On Discord, dozens of users have collaborated on capturing all the videos from Netflix before they were removed, as well as reverse engineering how the platform handled their interactive elements. Some shows are already fully emulated and can be streamed in bespoke, alternative players, others are uploaded to YouTube in a series of daisy-chained, interlinked videos that recreate a very similar interactive experience, while some others have been uploaded as non-interactive videos. 

404 Media agreed not to name the Discord channel and some of the places where the Netflix interactive archives are being hosted so Pixel could talk about the archiving effort. While Netflix has made it so there is no way to view Netflix interactive shows without basically pirating them, the archivists worry that the company will still try to take down any alternative method for viewing them.    

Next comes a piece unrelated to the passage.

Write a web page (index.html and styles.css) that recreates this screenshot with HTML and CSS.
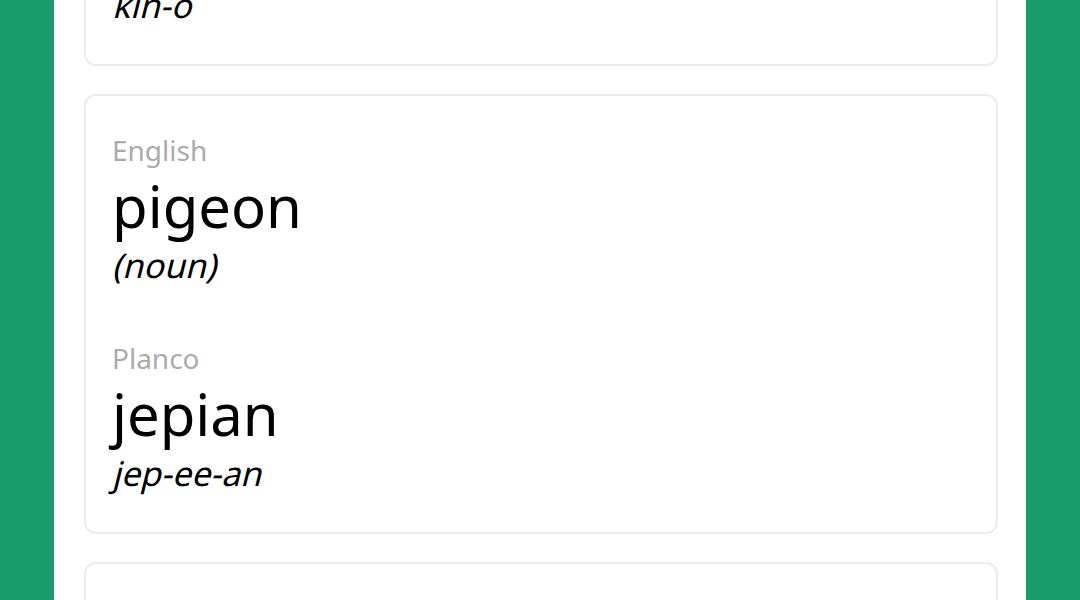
FILE: index.html
```html
<!DOCTYPE html>
<html lang="en">

<head>
  <meta charset="UTF-8">
  <meta name="viewport" content="width=device-width, initial-scale=1.0">
  <title>Planco Words</title>
  <link rel="stylesheet" href="styles.css">
</head>

<body>

  <main class="page">
    <div class="word-list">

      <div class="word-card">
        <div class="entry">
          <div class="lang">English</div>
          <div class="word">cinema</div>
          <div class="note">(noun)</div>
        </div>
        <div class="entry">
          <div class="lang">Planco</div>
          <div class="word">kino</div>
          <div class="note">kin-o</div>
        </div>
      </div>

      <div class="word-card">
        <div class="entry">
          <div class="lang">English</div>
          <div class="word">pigeon</div>
          <div class="note">(noun)</div>
        </div>
        <div class="entry">
          <div class="lang">Planco</div>
          <div class="word">jepian</div>
          <div class="note">jep-ee-an</div>
        </div>
      </div>

      <div class="word-card">
        <div class="entry">
          <div class="lang">English</div>
          <div class="word">river</div>
          <div class="note">(noun)</div>
        </div>
        <div class="entry">
          <div class="lang">Planco</div>
          <div class="word">rivo</div>
          <div class="note">ree-vo</div>
        </div>
      </div>

    </div>
  </main>

</body>

</html>
```

FILE: styles.css
```css
body {
  margin: 0;
  background-color: #179b6b;
  font-family: 'Noto Sans', sans-serif;
  color: #000;
  overflow: hidden;
}

.page {
  width: 90%;
  margin: 0 auto;
  min-height: 100vh;
  background-color: #fff;
  padding: 0 28px 0 30px;
  box-sizing: border-box;
}

.word-list {
  display: flex;
  flex-direction: column;
  gap: 28px;
  margin-top: -374px;
}

.word-card {
  border: 2px solid #ececec;
  border-radius: 12px;
  padding: 36px 26px 38px 26px;
  display: flex;
  flex-direction: column;
  gap: 54px;
}

.lang {
  font-size: 28px;
  line-height: 36px;
  color: #ababab;
}

.word {
  font-size: 58px;
  line-height: 76px;
}

/* slanted regular, not the true italic */
.note {
  font-size: 34px;
  line-height: 42px;
  transform: skewX(-14deg);
  transform-origin: 0 80%;
}
```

“While I can’t disclose fully how we are archiving these, I can say that they pull directly from Netflix’s servers, so no re-encoding or loss of quality,” Pixel said. “I would love to talk more about how it works, but it risks Netflix patching out the tool entirely.”

Netflix interactives, in case you are unfamiliar, are choose-your-own-adventure videos where the viewer can make choices at the end of a scene that determine how the story unfolds. This Netflix initiative was launched with great fanfare in 2018 when Netflix released Bandersnatch, an interactive entry in the science-fiction anthology series Black Mirror. The shows are interactive in the sense that viewers can nudge the story in different directions, but all they are doing is essentially deciding which pre-recorded video file will play next. Netflix actually made some of its interactive series available on YouTube by using YouTube’s built-in feature that allows users to choose what video to play next once a video ends, daisy chaining YouTube videos together to create the choose-your-own-adventure format natively on that platform. I’ve seen at least two other Netflix interactive shows fully recreated by archivists on YouTube with this method, sometimes in multiple languages. 

Pixel explained that Netflix interactives rely on an “internal video” that contains all the interactive elements, including the different paths, variations, and endings. Decisions viewers make are defined by two JSON files, with one determining when a viewer is presented with a decision and and where in the internal video file to skip to based on that decision, and the other pulling the assets for the decision buttons from Netflix’s servers. 

“We currently have a proof-of-concept emulator running off a python script that uses the jsons to make functioning decisions, although it needs ironing out and button images are broken as of now,” Pixel said. “We have a member of the team in Turkey that is hosting the files for once we get the emulator working on a webpage.”

While the archivists in the Discord were able to rip much of the content directly from Netflix before it was removed, each title is available in many languages, and as Pixel explained, they had trouble grabbing some of the interactive elements, so they weren’t able to grab everything.

In at least one case I’ve seen, the archivists shared video of one of the interactive shows pulled from Netflix that was uploaded to the personal account of someone who worked on the show, though Pixel said they've already ripped that show directly from Netflix.

“Since it's no longer on the Netflix app I figured why not upload it here as a lot of crazy talented people poured their hearts into it for a year,” the person who worked on the show said in a post sharing the video. 

When I asked what the biggest challenge facing the archiving effort is at the moment, Pixel said that “Right now it’s probably keeping track of everything hah. Me and Scramble [another person involved in the archiving effort] had to contact a bunch of people who were willing to help rip stuff/give us already discontinued shows. Right now it’s the emulator. We have a lot of people counting on us and I get a LOT of dms from people asking how to play them haha.”

Correction: This story previously said the archivists used video that was uploaded by one of the show's creators. The archivists say they had already ripped that show directly from Netflix. 404 Media regrets the error.